Storage and Reheating
Apple crisp maintains its quality remarkably well when stored properly. Cover leftovers tightly with plastic wrap or transfer to an airtight container and refrigerate for up to 5 days. The topping will soften somewhat but the flavor often improves as the spices meld together. To reheat individual portions microwave for 30 to 45 seconds or until just warmed through. For the best texture reheat larger portions in a 350°F oven for about 15 minutes covered with foil. Remove the foil for the final few minutes to recrisp the topping. Apple crisp also freezes beautifully for up to 3 months. Thaw overnight in the refrigerator before reheating according to the above instructions.

Frequently Asked Questions
- → Can I use different types of apples for this crisp?

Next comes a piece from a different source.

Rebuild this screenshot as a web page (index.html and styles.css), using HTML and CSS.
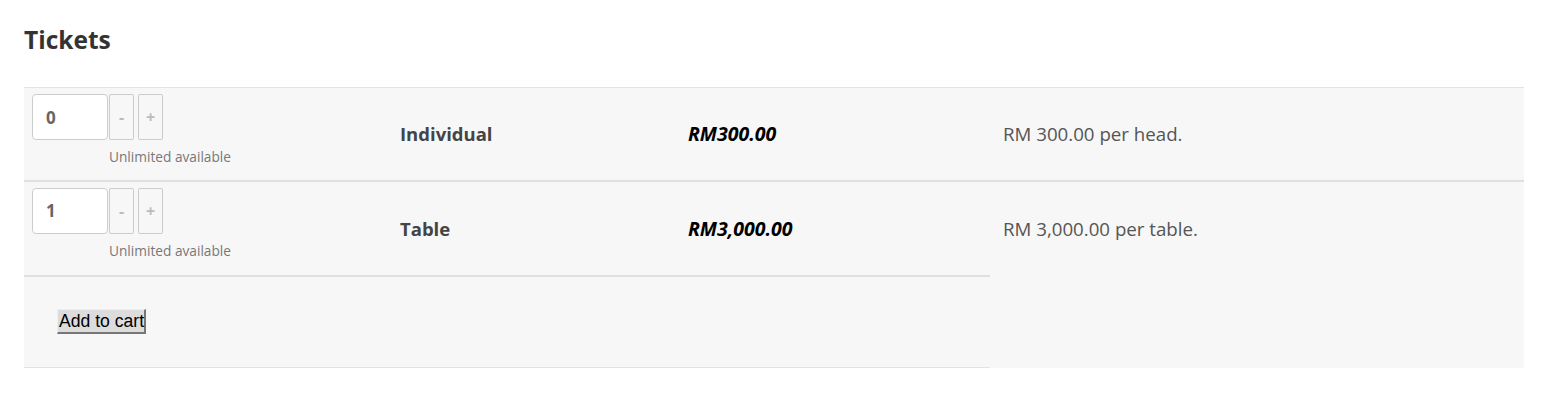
FILE: index.html
```html
<!DOCTYPE html>
<html lang="en">
<head>
<meta charset="UTF-8">
<title>Tickets</title>
<link rel="stylesheet" href="styles.css">
</head>
<body>
  <h2 class="title">Tickets</h2>

  <!-- ticket list -->
  <table class="tickets">
    <tr>
      <td class="qty-cell">
        <div class="qty">
          <input class="qty-input" type="text" value="0">
          <div class="qty-side">
            <div class="qty-buttons">
              <button class="qty-btn">-</button>
              <button class="qty-btn">+</button>
            </div>
            <div class="note">Unlimited available</div>
          </div>
        </div>
      </td>
      <td class="name">Individual</td>
      <td class="price">RM300.00</td>
      <td class="desc">RM 300.00 per head.</td>
    </tr>
    <tr class="row-sep">
      <td class="qty-cell">
        <div class="qty">
          <input class="qty-input" type="text" value="1">
          <div class="qty-side">
            <div class="qty-buttons">
              <button class="qty-btn">-</button>
              <button class="qty-btn">+</button>
            </div>
            <div class="note">Unlimited available</div>
          </div>
        </div>
      </td>
      <td class="name">Table</td>
      <td class="price">RM3,000.00</td>
      <td class="desc desc-tall" rowspan="2">RM 3,000.00 per table.</td>
    </tr>
    <tr>
      <td class="cart-cell" colspan="3">
        <button class="cart-btn">Add to cart</button>
      </td>
    </tr>
  </table>
</body>
</html>
```

FILE: styles.css
```css
body {
  margin: 0;
  padding: 0 24px;
  font-family: 'Open Sans', sans-serif;
  background: #ffffff;
  color: #444;
}

.title {
  margin: 0;
  padding-top: 26px;
  height: 87px;
  box-sizing: border-box;
  font-size: 24.5px;
  font-weight: 700;
  line-height: 28px;
  color: #333;
}

/* ticket table */
.tickets {
  width: 1500px;
  border-collapse: collapse;
  background: #f7f7f7;
  border-top: 1px solid #e3e3e3;
}
.tickets td {
  vertical-align: middle;
  padding: 0 8px;
}
.row-sep td {
  border-top: 2px solid #e0e0e0;
}
.qty-cell {
  width: 368px;
  height: 93px;
  box-sizing: border-box;
  padding: 6px 8px 0 8px !important;
  vertical-align: top !important;
}
.row-sep .qty-cell {
  height: 95px;
}
.qty {
  display: flex;
  align-items: flex-start;
  gap: 1px;
}
.qty-input {
  width: 76px;
  height: 46px;
  box-sizing: border-box;
  border: 1px solid #cccccc;
  border-radius: 4px;
  background: #fff;
  padding: 0 0 0 13px;
  font-family: 'Open Sans', sans-serif;
  font-size: 17px;
  font-weight: 700;
  color: #666;
}
.qty-buttons {
  display: flex;
  gap: 4px;
}
.qty-btn {
  width: 25px;
  height: 46px;
  padding: 0;
  border: 1px solid #cccccc;
  border-radius: 2px;
  background: #f7f7f7;
  color: #bbb;
  font-family: 'Open Sans', sans-serif;
  font-size: 16px;
  font-weight: 700;
}
.note {
  margin-top: 8px;
  font-size: 13.7px;
  line-height: 18px;
  color: #777;
  white-space: nowrap;
}

.name {
  width: 272px;
  font-size: 18.5px;
  font-weight: 700;
  color: #444;
}
.price {
  width: 294px;
  font-size: 19.5px;
  font-weight: 700;
  font-style: italic;
  color: #000;
}
.desc {
  padding-left: 13px !important;
  font-size: 18.7px;
  color: #555;
}
.desc-tall {
  vertical-align: top !important;
  padding-top: 34px !important;
}

.cart-cell {
  height: 90px;
  padding-left: 33px !important;
  border-top: 2px solid #e0e0e0;
  border-bottom: 1px solid #e3e3e3;
}
.cart-btn {
  font-family: 'Liberation Sans', Arial, sans-serif;
  font-size: 17.6px;
  color: #000;
  background: #dcdcdc;
  height: 25px;
  padding: 0 0 0 1px;
  border-top: 1px solid #eeeeee;
  border-left: 1px solid #eeeeee;
  border-right: 2px solid #777;
  border-bottom: 2px solid #777;
  border-radius: 0;
}
```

Yes! While Granny Smith apples are ideal for their tartness and firm texture, you can also use Honeycrisp, Braeburn, or Jonagold. For a sweeter result, try combining Granny Smith with sweeter varieties like Gala or Fuji.
- → How do I store leftover apple crisp?
Store leftover apple crisp covered in the refrigerator for up to 4-5 days. Reheat individual portions in the microwave for 30-45 seconds or place the baking dish in a 350°F oven for 15 minutes until warmed through.
- → Can I make this apple crisp ahead of time?
Yes, you can prepare the apple filling and crumble topping separately up to 24 hours in advance. Store both in the refrigerator, then assemble and bake when ready. You can also fully bake the crisp, refrigerate, and reheat before serving.
- → Is this apple crisp gluten-free?
The standard recipe isn't gluten-free, but you can easily adapt it by substituting the all-purpose flour with a gluten-free flour blend and ensuring your oats are certified gluten-free.
- → What's the difference between apple crisp and apple crumble?
The main difference is in the topping. Apple crisp typically contains oats, which give it a crispier, crunchier texture when baked. Apple crumble usually has a streusel-like topping made with flour, sugar, and butter, but no oats.
- → Can I freeze apple crisp?
Yes, you can freeze baked apple crisp for up to 3 months. Cool completely, cover tightly with plastic wrap and aluminum foil, and freeze. Thaw overnight in the refrigerator and reheat in a 350°F oven until warm.